NO. 58. BAKED STUFFED TOMATOES AND FONTAGE CUPS.

BAKED TOMATOES AND FONTAGE CUPS

Place in the center of the dish stuffed tomatoes (see page 80) and place around them fontage cups filled with eggs À l’aurore, as in illustration, or with any well-seasoned vegetable, or minced meat. Put a handle made of celery in each cup, to resemble a basket.

Eggs À l’aurore are chopped hard-boiled eggs moistened with white sauce.

NO. 59. JARDINIÈRE.

JARDINIÈRE

The illustration shows a variety of vegetables served together, or À la jardiniÈre.

This dish can be used as a course or vegetable entrÉe, and is particularly appreciated where one has an abundance of fresh vegetables from the garden. The vegetables should be well seasoned and arranged with regard to color so as to give a pleasing effect.

The combination used in the illustration is a cauliflower, green peas, string beans, lima beans, corn, macedoine, and baked tomatoes.

NO. 60. VEGETARIAN DISH. RING OF RICE FILLED WITH CORN. FONTAGE
CUPS HOLDING LIMA BEANS.

VEGETARIAN DISH

After boiling enough rice to fill a ring mold, steam it until it is quite dry, and until the grains are separated. Mix the rice with enough thick white sauce to moisten it.
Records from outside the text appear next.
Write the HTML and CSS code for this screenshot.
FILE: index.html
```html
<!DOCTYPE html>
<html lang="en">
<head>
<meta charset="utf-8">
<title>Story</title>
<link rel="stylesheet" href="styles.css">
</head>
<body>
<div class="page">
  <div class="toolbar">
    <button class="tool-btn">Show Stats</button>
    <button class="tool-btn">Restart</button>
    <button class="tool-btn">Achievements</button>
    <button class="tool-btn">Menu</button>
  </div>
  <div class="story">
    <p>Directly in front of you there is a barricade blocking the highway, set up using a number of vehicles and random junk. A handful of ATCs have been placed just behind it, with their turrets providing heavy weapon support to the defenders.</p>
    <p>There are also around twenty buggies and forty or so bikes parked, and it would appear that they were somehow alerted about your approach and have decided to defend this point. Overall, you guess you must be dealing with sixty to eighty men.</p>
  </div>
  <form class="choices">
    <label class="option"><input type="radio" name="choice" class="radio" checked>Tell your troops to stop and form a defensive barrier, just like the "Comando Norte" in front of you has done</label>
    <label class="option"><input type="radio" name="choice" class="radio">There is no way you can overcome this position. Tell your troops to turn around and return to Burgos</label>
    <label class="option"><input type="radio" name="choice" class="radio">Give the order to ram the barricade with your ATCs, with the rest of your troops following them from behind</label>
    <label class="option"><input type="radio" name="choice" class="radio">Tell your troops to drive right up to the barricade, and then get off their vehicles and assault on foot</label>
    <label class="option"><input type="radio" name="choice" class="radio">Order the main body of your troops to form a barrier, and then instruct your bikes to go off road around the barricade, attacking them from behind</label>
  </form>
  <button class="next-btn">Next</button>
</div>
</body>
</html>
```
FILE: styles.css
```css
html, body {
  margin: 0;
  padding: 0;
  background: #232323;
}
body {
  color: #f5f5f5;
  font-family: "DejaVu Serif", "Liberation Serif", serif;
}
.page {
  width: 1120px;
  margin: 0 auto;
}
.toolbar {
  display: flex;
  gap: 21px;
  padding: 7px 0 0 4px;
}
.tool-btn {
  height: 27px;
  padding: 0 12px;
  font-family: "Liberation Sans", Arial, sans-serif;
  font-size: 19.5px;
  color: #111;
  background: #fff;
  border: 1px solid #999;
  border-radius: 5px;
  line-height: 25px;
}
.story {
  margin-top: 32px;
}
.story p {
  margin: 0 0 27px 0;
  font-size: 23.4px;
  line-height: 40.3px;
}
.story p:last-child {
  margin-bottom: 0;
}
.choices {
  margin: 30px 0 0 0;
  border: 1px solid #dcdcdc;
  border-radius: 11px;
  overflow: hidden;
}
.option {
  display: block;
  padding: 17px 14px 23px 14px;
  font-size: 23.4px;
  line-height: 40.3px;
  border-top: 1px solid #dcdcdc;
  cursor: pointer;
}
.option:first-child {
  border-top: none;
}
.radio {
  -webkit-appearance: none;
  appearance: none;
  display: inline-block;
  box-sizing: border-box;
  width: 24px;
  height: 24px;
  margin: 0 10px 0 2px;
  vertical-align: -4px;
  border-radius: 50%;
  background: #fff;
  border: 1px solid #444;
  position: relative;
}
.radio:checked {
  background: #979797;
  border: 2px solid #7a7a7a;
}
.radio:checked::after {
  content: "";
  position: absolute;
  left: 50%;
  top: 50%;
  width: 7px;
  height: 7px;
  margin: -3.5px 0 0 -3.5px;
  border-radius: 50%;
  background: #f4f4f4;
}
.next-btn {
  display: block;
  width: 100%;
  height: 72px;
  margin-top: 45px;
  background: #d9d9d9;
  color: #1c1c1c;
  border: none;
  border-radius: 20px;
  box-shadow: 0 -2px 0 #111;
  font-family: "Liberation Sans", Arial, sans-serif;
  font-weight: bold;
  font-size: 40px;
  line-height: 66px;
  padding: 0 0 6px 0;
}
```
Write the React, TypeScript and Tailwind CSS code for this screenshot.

Butter a ring-mold well and sprinkle it thickly with white bread crumbs (crumbs grated from the loaf). Put in the prepared rice and place the ring in a pan, the bottom of which is covered with a very little water. Cover the top with greased paper, and bake for half an hour, or until the crumbs are brown. Turn the browned ring on a platter. Fill the center with any vegetable, and place around the outside fontage cups holding a second vegetable. In the illustration the ring is filled with corn, and the cups hold small lima beans.

A good combination is baked tomatoes alternating with fontage cups holding macedoine of vegetables, the ring holding green peas.

The same style of dish may be made with meat. The ring may be made with mashed potato and hold minced creamed meat.